Below is a listing to transcribe in full and exactly; keep the pictures out.

- - - - - - -

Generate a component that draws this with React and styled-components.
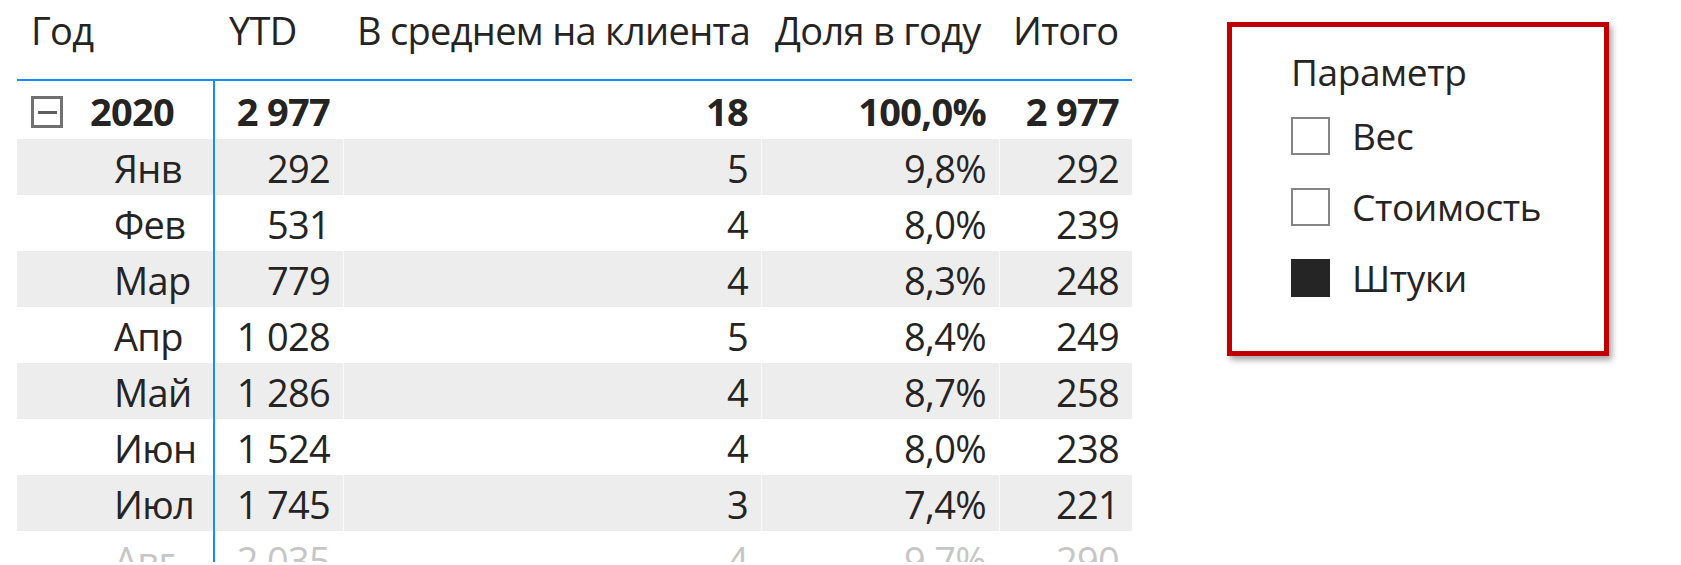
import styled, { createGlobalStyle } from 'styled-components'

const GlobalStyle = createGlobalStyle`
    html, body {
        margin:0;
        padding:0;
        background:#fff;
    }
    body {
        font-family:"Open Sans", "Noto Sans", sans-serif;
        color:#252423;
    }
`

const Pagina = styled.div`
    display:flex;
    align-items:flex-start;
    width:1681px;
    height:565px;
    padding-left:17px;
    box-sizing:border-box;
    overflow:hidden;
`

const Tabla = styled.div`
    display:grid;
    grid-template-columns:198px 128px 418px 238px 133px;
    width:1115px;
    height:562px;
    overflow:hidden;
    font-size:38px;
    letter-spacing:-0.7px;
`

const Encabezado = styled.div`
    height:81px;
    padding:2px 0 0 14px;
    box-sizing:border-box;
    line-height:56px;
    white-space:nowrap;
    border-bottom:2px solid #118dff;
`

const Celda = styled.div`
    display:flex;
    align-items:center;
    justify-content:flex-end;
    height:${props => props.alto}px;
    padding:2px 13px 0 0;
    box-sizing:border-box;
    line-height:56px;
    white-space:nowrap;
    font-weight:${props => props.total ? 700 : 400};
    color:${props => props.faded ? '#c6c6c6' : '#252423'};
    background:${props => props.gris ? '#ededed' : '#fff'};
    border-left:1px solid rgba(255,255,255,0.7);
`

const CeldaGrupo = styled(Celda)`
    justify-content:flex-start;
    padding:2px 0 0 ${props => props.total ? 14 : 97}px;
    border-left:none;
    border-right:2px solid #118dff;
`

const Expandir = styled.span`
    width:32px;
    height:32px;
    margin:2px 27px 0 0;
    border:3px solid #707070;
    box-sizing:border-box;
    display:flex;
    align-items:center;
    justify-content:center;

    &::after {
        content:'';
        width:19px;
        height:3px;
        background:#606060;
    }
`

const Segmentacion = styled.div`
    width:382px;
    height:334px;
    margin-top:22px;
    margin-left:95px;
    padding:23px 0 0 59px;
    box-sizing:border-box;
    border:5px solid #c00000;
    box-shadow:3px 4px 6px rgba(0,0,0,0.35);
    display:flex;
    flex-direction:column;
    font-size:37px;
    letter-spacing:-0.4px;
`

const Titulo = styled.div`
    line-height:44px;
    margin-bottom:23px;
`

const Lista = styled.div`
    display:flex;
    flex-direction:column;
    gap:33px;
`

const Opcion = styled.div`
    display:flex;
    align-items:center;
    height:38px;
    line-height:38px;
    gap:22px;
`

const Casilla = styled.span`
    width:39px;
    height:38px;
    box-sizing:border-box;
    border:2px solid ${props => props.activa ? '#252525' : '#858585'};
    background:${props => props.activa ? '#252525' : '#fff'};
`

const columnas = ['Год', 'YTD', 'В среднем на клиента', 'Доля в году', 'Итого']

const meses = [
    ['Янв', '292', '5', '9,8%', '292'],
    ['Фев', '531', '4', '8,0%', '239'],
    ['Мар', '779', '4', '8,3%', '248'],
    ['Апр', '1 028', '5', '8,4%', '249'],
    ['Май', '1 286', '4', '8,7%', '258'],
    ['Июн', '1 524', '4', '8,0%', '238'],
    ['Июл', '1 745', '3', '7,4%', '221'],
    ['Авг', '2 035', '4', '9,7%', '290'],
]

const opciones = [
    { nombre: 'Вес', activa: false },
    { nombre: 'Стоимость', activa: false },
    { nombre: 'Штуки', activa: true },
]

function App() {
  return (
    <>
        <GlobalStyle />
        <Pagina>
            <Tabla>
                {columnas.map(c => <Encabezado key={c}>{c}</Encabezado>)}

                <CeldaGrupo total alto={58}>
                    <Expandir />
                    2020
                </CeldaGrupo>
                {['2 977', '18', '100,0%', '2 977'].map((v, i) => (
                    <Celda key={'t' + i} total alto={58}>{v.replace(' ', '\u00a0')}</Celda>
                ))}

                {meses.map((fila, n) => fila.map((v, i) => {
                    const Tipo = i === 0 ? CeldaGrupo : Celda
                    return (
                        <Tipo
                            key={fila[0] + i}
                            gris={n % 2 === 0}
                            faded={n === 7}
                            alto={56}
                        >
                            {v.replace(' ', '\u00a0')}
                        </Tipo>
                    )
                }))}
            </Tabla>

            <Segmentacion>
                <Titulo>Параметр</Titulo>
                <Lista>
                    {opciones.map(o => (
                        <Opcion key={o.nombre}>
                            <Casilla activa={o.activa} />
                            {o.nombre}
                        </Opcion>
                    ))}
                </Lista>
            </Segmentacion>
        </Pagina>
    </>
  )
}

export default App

- - - - - - -

## Response below
Generate a component that draws this with React and styled-components.
import styled, { createGlobalStyle } from 'styled-components'

const GlobalStyle = createGlobalStyle`
    html, body {
        margin:0;
        padding:0;
        background:#fff;
    }
    body {
        font-family:"Open Sans", "Noto Sans", sans-serif;
        color:#252423;
    }
`

const Pagina = styled.div`
    display:flex;
    align-items:flex-start;
    width:1681px;
    height:565px;
    padding-left:17px;
    box-sizing:border-box;
    overflow:hidden;
`

const Tabla = styled.div`
    display:grid;
    grid-template-columns:198px 128px 418px 238px 133px;
    width:1115px;
    height:562px;
    overflow:hidden;
    font-size:38px;
    letter-spacing:-0.7px;
`

const Encabezado = styled.div`
    height:81px;
    padding:2px 0 0 14px;
    box-sizing:border-box;
    line-height:56px;
    white-space:nowrap;
    border-bottom:2px solid #118dff;
`

const Celda = styled.div`
    display:flex;
    align-items:center;
    justify-content:flex-end;
    height:${props => props.alto}px;
    padding:2px 13px 0 0;
    box-sizing:border-box;
    line-height:56px;
    white-space:nowrap;
    font-weight:${props => props.total ? 700 : 400};
    color:${props => props.faded ? '#c6c6c6' : '#252423'};
    background:${props => props.gris ? '#ededed' : '#fff'};
    border-left:1px solid rgba(255,255,255,0.7);
`

const CeldaGrupo = styled(Celda)`
    justify-content:flex-start;
    padding:2px 0 0 ${props => props.total ? 14 : 97}px;
    border-left:none;
    border-right:2px solid #118dff;
`

const Expandir = styled.span`
    width:32px;
    height:32px;
    margin:2px 27px 0 0;
    border:3px solid #707070;
    box-sizing:border-box;
    display:flex;
    align-items:center;
    justify-content:center;

    &::after {
        content:'';
        width:19px;
        height:3px;
        background:#606060;
    }
`

const Segmentacion = styled.div`
    width:382px;
    height:334px;
    margin-top:22px;
    margin-left:95px;
    padding:23px 0 0 59px;
    box-sizing:border-box;
    border:5px solid #c00000;
    box-shadow:3px 4px 6px rgba(0,0,0,0.35);
    display:flex;
    flex-direction:column;
    font-size:37px;
    letter-spacing:-0.4px;
`

const Titulo = styled.div`
    line-height:44px;
    margin-bottom:23px;
`

const Lista = styled.div`
    display:flex;
    flex-direction:column;
    gap:33px;
`

const Opcion = styled.div`
    display:flex;
    align-items:center;
    height:38px;
    line-height:38px;
    gap:22px;
`

const Casilla = styled.span`
    width:39px;
    height:38px;
    box-sizing:border-box;
    border:2px solid ${props => props.activa ? '#252525' : '#858585'};
    background:${props => props.activa ? '#252525' : '#fff'};
`

const columnas = ['Год', 'YTD', 'В среднем на клиента', 'Доля в году', 'Итого']

const meses = [
    ['Янв', '292', '5', '9,8%', '292'],
    ['Фев', '531', '4', '8,0%', '239'],
    ['Мар', '779', '4', '8,3%', '248'],
    ['Апр', '1 028', '5', '8,4%', '249'],
    ['Май', '1 286', '4', '8,7%', '258'],
    ['Июн', '1 524', '4', '8,0%', '238'],
    ['Июл', '1 745', '3', '7,4%', '221'],
    ['Авг', '2 035', '4', '9,7%', '290'],
]

const opciones = [
    { nombre: 'Вес', activa: false },
    { nombre: 'Стоимость', activa: false },
    { nombre: 'Штуки', activa: true },
]

function App() {
  return (
    <>
        <GlobalStyle />
        <Pagina>
            <Tabla>
                {columnas.map(c => <Encabezado key={c}>{c}</Encabezado>)}

                <CeldaGrupo total alto={58}>
                    <Expandir />
                    2020
                </CeldaGrupo>
                {['2 977', '18', '100,0%', '2 977'].map((v, i) => (
                    <Celda key={'t' + i} total alto={58}>{v.replace(' ', '\u00a0')}</Celda>
                ))}

                {meses.map((fila, n) => fila.map((v, i) => {
                    const Tipo = i === 0 ? CeldaGrupo : Celda
                    return (
                        <Tipo
                            key={fila[0] + i}
                            gris={n % 2 === 0}
                            faded={n === 7}
                            alto={56}
                        >
                            {v.replace(' ', '\u00a0')}
                        </Tipo>
                    )
                }))}
            </Tabla>

            <Segmentacion>
                <Titulo>Параметр</Titulo>
                <Lista>
                    {opciones.map(o => (
                        <Opcion key={o.nombre}>
                            <Casilla activa={o.activa} />
                            {o.nombre}
                        </Opcion>
                    ))}
                </Lista>
            </Segmentacion>
        </Pagina>
    </>
  )
}

export default App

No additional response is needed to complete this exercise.